# PROMPT
Search the material for the string "React", then return every line where it is found.

# ENTRIES SHOWN
══════════════════════════════

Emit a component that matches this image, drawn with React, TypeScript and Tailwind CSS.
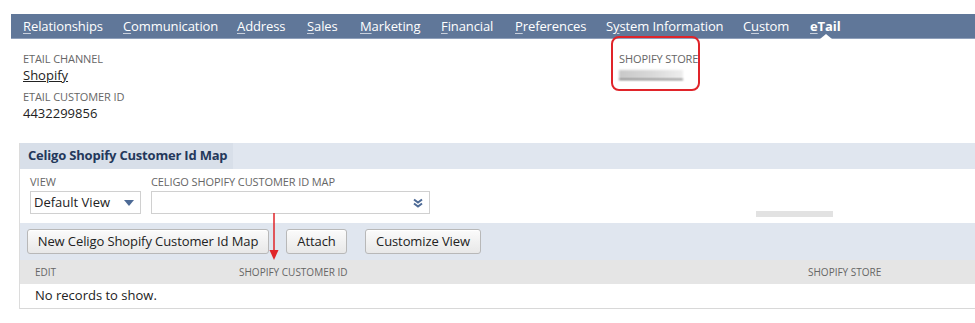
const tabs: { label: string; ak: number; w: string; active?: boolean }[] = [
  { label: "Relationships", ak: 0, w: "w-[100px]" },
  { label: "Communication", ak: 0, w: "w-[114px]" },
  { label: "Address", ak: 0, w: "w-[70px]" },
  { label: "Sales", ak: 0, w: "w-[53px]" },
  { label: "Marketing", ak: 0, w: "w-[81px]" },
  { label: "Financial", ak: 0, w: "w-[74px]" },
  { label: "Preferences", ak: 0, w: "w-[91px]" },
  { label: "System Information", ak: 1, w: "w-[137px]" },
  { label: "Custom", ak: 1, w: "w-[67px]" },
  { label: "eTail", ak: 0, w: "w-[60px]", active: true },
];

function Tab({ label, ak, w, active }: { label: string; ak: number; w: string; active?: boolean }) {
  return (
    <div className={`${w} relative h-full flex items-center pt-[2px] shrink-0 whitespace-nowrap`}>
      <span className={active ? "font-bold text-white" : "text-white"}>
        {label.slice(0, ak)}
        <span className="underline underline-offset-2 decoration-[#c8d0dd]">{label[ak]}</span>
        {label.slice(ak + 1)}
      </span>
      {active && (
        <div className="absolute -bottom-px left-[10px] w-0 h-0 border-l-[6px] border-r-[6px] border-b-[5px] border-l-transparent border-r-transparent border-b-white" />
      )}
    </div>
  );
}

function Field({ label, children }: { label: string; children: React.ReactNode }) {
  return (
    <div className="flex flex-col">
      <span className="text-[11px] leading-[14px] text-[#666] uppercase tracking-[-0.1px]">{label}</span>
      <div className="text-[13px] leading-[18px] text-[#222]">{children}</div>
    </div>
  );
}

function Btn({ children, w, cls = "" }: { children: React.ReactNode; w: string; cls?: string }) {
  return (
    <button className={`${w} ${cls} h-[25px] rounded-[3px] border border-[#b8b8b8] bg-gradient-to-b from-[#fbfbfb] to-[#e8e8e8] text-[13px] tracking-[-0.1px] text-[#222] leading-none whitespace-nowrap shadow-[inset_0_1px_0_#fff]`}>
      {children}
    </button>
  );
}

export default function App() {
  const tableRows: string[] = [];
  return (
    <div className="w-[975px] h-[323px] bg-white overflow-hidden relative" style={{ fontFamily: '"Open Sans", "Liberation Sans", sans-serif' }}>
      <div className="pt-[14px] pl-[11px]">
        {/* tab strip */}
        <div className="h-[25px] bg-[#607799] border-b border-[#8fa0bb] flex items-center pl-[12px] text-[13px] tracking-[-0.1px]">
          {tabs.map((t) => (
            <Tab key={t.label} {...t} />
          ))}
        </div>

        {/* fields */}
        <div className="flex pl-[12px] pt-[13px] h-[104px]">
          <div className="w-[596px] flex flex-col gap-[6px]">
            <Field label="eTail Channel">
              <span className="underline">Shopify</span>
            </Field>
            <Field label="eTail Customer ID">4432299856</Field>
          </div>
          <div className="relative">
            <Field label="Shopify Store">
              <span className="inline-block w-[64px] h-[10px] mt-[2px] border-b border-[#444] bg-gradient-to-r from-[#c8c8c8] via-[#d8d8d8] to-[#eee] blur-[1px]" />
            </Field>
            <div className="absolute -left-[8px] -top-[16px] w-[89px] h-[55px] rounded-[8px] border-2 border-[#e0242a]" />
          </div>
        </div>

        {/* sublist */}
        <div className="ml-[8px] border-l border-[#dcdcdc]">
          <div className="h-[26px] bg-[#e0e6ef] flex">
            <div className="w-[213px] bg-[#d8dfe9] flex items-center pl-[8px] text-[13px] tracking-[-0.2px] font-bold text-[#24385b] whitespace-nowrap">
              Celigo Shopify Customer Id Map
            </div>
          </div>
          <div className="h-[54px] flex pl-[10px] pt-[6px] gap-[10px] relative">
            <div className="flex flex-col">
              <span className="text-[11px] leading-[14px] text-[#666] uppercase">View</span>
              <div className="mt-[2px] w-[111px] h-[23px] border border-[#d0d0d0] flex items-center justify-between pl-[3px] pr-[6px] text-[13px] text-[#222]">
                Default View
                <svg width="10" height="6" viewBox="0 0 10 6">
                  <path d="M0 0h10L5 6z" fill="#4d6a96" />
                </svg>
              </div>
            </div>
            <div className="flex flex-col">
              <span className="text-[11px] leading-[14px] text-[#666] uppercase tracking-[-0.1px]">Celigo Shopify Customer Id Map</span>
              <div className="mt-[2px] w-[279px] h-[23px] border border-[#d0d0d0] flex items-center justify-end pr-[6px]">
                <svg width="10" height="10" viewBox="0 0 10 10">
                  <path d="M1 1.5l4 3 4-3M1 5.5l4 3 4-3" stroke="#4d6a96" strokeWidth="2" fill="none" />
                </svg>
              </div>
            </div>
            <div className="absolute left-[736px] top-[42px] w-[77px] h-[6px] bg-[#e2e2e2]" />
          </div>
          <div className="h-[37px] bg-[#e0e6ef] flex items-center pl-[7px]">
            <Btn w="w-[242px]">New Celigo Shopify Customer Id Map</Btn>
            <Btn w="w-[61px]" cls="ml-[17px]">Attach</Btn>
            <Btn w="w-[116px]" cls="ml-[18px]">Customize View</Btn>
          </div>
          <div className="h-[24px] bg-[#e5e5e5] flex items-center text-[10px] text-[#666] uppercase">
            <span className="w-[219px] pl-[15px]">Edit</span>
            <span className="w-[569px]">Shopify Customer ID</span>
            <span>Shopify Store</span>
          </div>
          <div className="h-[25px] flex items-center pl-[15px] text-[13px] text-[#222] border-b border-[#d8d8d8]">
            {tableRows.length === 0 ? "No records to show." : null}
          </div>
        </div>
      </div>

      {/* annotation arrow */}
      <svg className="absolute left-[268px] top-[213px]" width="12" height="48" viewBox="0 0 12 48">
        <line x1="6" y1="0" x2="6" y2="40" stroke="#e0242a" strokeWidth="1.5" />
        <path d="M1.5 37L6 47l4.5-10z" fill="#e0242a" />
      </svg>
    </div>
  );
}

══════════════════════════════

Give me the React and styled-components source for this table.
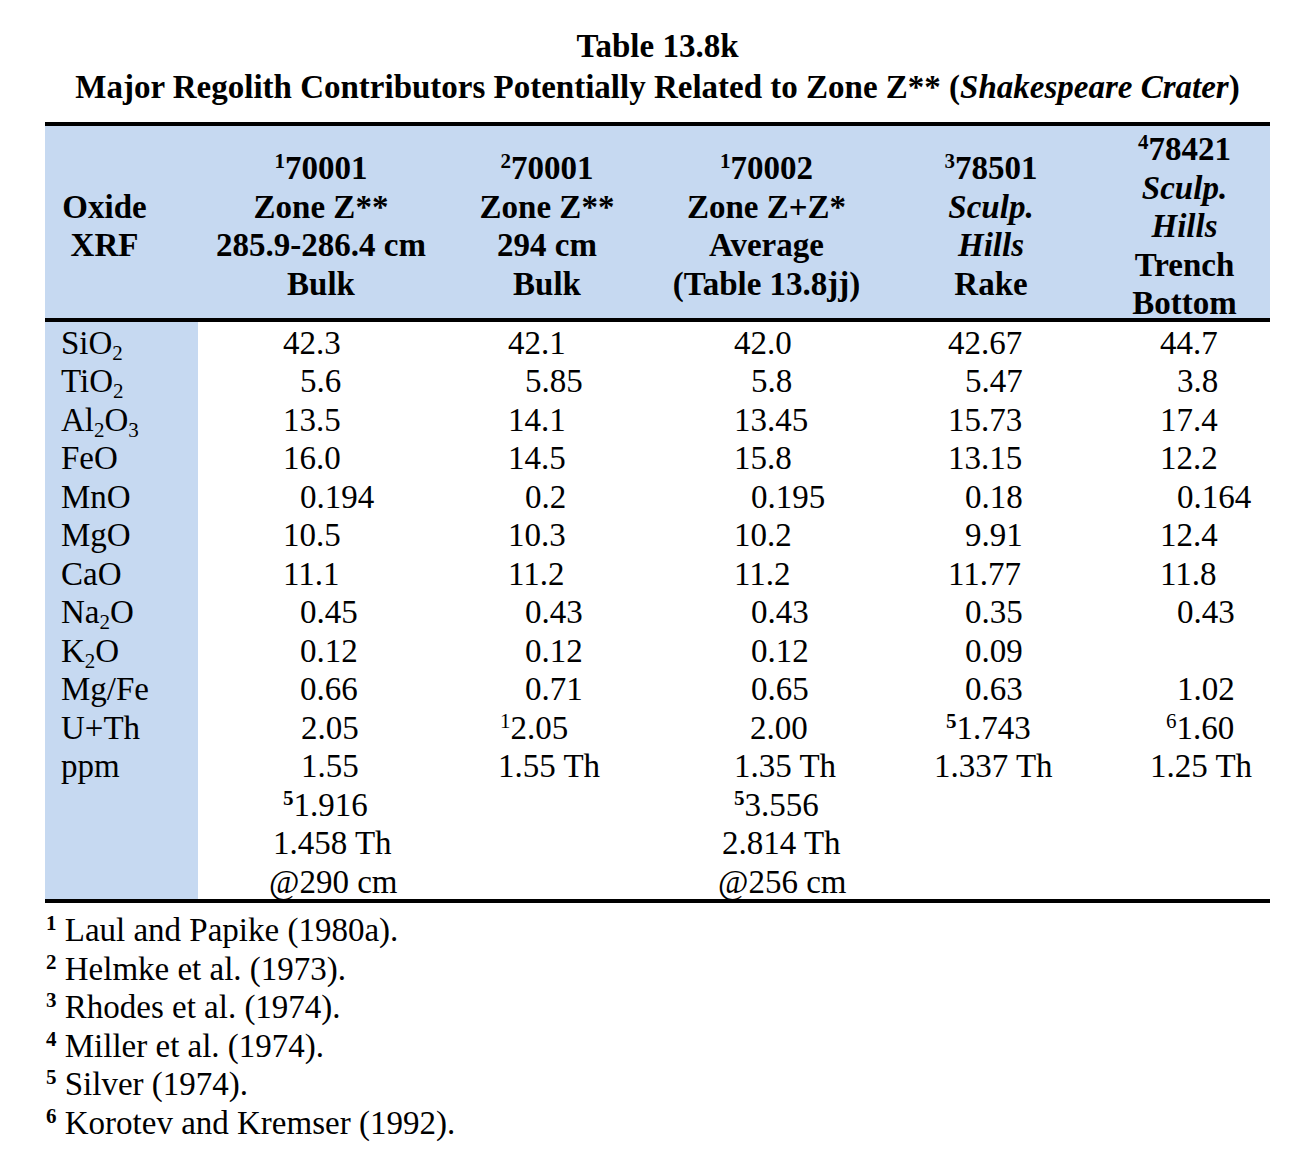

══════════════════════════════

# OUTPUT
Emit a component that matches this image, drawn with React, TypeScript and Tailwind CSS.
function Field({ label, children }: { label: string; children: React.ReactNode }) {
function Btn({ children, w, cls = "" }: { children: React.ReactNode; w: string; cls?: string }) {
Give me the React and styled-components source for this table.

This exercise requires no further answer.